_Dataset extract_
-- Begin --
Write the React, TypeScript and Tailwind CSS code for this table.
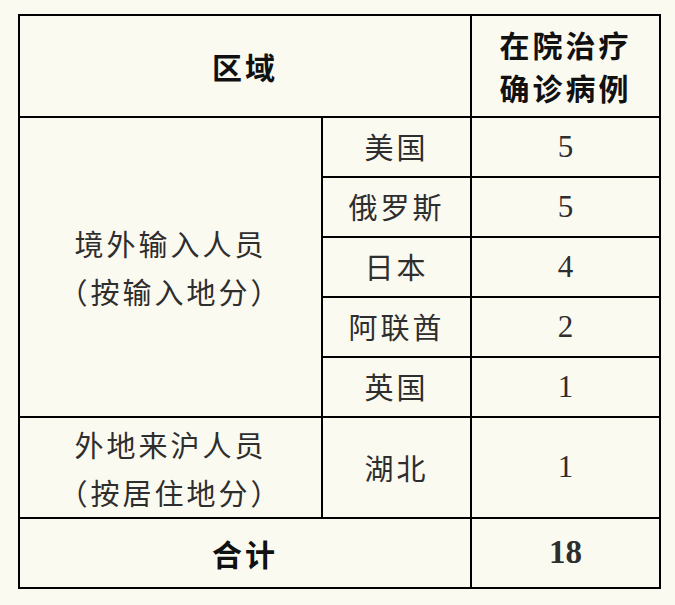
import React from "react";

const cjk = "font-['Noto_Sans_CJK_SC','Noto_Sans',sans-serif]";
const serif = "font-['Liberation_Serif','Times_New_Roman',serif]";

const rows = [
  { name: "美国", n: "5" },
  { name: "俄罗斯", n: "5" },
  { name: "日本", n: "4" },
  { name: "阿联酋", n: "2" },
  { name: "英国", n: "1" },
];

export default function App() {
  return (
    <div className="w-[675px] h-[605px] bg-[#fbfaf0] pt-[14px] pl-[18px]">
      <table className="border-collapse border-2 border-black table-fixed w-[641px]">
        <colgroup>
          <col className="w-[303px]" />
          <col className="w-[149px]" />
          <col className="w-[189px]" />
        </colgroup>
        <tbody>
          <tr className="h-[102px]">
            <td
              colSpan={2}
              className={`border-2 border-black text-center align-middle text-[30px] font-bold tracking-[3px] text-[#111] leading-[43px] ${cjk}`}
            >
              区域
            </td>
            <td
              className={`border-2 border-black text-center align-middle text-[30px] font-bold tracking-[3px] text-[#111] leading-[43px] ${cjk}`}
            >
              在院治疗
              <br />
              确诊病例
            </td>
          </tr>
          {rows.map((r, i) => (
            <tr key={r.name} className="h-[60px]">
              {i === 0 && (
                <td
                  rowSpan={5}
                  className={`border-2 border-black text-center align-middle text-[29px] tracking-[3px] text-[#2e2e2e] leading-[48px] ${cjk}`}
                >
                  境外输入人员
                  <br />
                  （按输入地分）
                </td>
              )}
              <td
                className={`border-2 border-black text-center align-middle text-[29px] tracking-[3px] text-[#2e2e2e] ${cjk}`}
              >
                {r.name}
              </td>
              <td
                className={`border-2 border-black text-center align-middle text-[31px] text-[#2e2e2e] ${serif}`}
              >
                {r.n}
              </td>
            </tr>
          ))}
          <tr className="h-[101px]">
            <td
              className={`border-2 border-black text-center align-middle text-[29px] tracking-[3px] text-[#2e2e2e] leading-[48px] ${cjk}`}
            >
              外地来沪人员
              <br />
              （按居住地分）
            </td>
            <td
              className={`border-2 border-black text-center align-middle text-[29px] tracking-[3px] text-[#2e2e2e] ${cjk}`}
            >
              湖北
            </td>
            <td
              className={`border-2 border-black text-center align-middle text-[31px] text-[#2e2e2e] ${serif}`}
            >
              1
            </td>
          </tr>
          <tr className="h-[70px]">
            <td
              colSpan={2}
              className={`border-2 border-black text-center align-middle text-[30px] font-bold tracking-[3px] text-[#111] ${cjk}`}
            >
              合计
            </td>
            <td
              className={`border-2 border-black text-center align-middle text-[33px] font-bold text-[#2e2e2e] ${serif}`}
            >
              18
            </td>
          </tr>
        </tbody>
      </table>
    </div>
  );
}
-- End --
Scan the material above. Return every line containing the string "React".

Write the React, TypeScript and Tailwind CSS code for this table.
import React from "react";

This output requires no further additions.